The Supreme Court has increased compensation awarded to two former MPs and an editor who suffered business losses in the 1990s from state crackdown on perceived dissidents while agitating for multiparty democracy.
The Supreme Court reviewed the compensation awarded to former MPs Gitobu Imanyara and Njehu Gatabaki as well as former editor Bedan Mbugua to a total of Sh60 million.
The three were publishers of Nairobi Law Monthly, Finance Magazine, and editor in chief of Beyond Magazine, respectively.
The three had been awarded Sh15 million, Sh10 million, and Sh7 million respectively by the High Court in 2013 for the atrocities suffered at the hands of state agents during the Moi regime.
They were arrested, convicted, and tortured by police and prison officers, and their businesses destroyed.
They later sought for the enhancement of the award arguing that Justice Isaac Lenaola, who heard the case, ignored a KPMG report, which quantified the losses they suffered while in detention.
Court of Appeal dismissed the appeal but the Supreme Court was convinced that the compensation should be increased and Mr Imanyara got Sh25 million, Mr Gatabaki Sh20 million, while Mr Mbugua was awarded Sh15 million.
The court led by Deputy Chief Justice Philomena Mwilu further directed the case against Mr Gatabaki to be taken back to the High Court for a fresh assessment of damages, after saying that the police confiscated 950,000 copies of his magazine.
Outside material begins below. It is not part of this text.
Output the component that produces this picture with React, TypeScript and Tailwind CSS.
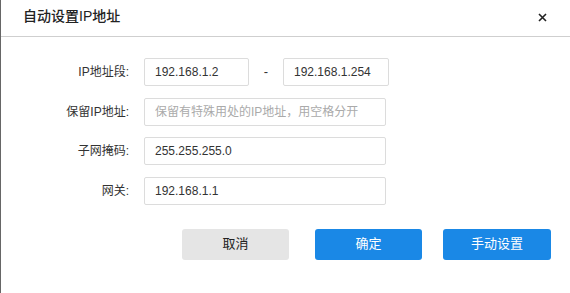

“Taking into account the lapse of time since the cited authorities were determined, inflation and all factors affecting the money market, we do award the 1st appellant (Mr Imanyara) a sum of Kshs25 million in general damages and for violation of his constitutional rights,” the Judge said.
The trio testified that they were part of the struggle for legal, democratic, and political reforms in the country.
They accused state agents of various breaches on people but the worst, they said was reserved for those who were bold and most outspoken.
They said their livelihoods and businesses were destroyed and their right to property was denied. The state machinery was deployed to frustrate them causing them huge losses by shutting down their publications.
The court heard that the breaches were both personal and their businesses and the compensation ought to be enhanced.
It was their argument that the KPMG report gave verifiable, detailed, and quantified losses they and their families suffered, and each was entitled to compensation that translates to the income that would have cascaded to them over the years.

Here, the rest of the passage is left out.